§ Dataset content
(begin)

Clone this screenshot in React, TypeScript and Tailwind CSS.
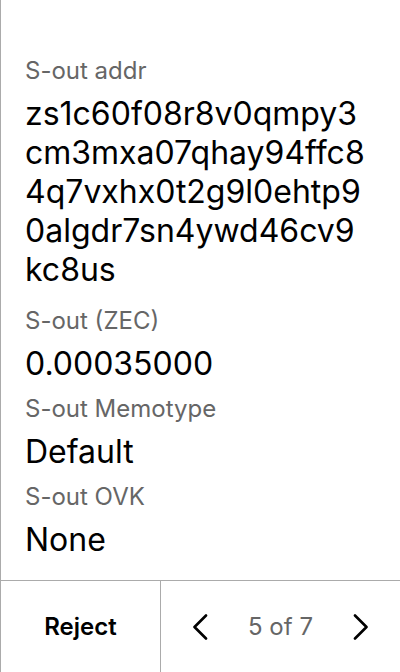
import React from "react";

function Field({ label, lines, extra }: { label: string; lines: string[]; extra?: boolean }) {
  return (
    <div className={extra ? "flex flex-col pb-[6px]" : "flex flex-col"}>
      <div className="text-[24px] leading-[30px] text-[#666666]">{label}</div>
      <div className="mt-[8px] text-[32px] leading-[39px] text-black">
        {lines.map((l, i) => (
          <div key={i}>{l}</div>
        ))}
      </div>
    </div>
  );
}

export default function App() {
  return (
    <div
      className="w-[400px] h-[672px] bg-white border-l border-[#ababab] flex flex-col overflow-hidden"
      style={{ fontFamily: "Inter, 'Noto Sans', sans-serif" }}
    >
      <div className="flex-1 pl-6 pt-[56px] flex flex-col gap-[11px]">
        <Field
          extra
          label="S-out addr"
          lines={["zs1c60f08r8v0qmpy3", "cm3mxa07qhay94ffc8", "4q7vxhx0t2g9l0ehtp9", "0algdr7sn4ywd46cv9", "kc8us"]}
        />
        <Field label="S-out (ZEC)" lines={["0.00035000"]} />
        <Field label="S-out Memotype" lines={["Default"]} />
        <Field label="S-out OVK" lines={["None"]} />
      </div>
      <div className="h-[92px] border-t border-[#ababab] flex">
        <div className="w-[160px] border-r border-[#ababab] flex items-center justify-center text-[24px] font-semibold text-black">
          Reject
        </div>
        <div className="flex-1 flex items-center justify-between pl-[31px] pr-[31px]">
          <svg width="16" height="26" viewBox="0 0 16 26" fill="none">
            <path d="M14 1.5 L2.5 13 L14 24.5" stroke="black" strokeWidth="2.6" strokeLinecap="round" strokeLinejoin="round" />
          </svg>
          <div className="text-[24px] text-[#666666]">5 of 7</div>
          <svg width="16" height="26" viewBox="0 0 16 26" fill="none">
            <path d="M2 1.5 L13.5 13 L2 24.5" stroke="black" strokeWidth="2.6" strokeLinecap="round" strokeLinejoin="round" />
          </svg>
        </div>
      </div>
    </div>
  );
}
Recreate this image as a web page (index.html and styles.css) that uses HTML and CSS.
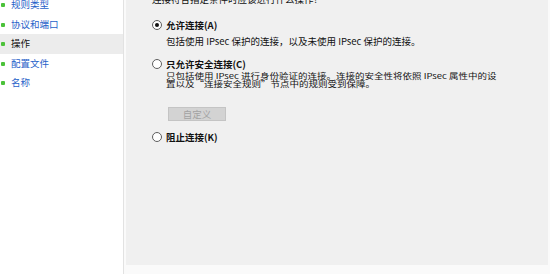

(end)

Retype every record above exactly as written, but leave out the pictures.

§ Finished task
Clone this screenshot in React, TypeScript and Tailwind CSS.
import React from "react";

function Field({ label, lines, extra }: { label: string; lines: string[]; extra?: boolean }) {
  return (
    <div className={extra ? "flex flex-col pb-[6px]" : "flex flex-col"}>
      <div className="text-[24px] leading-[30px] text-[#666666]">{label}</div>
      <div className="mt-[8px] text-[32px] leading-[39px] text-black">
        {lines.map((l, i) => (
          <div key={i}>{l}</div>
        ))}
      </div>
    </div>
  );
}

export default function App() {
  return (
    <div
      className="w-[400px] h-[672px] bg-white border-l border-[#ababab] flex flex-col overflow-hidden"
      style={{ fontFamily: "Inter, 'Noto Sans', sans-serif" }}
    >
      <div className="flex-1 pl-6 pt-[56px] flex flex-col gap-[11px]">
        <Field
          extra
          label="S-out addr"
          lines={["zs1c60f08r8v0qmpy3", "cm3mxa07qhay94ffc8", "4q7vxhx0t2g9l0ehtp9", "0algdr7sn4ywd46cv9", "kc8us"]}
        />
        <Field label="S-out (ZEC)" lines={["0.00035000"]} />
        <Field label="S-out Memotype" lines={["Default"]} />
        <Field label="S-out OVK" lines={["None"]} />
      </div>
      <div className="h-[92px] border-t border-[#ababab] flex">
        <div className="w-[160px] border-r border-[#ababab] flex items-center justify-center text-[24px] font-semibold text-black">
          Reject
        </div>
        <div className="flex-1 flex items-center justify-between pl-[31px] pr-[31px]">
          <svg width="16" height="26" viewBox="0 0 16 26" fill="none">
            <path d="M14 1.5 L2.5 13 L14 24.5" stroke="black" strokeWidth="2.6" strokeLinecap="round" strokeLinejoin="round" />
          </svg>
          <div className="text-[24px] text-[#666666]">5 of 7</div>
          <svg width="16" height="26" viewBox="0 0 16 26" fill="none">
            <path d="M2 1.5 L13.5 13 L2 24.5" stroke="black" strokeWidth="2.6" strokeLinecap="round" strokeLinejoin="round" />
          </svg>
        </div>
      </div>
    </div>
  );
}
Recreate this image as a web page (index.html and styles.css) that uses HTML and CSS.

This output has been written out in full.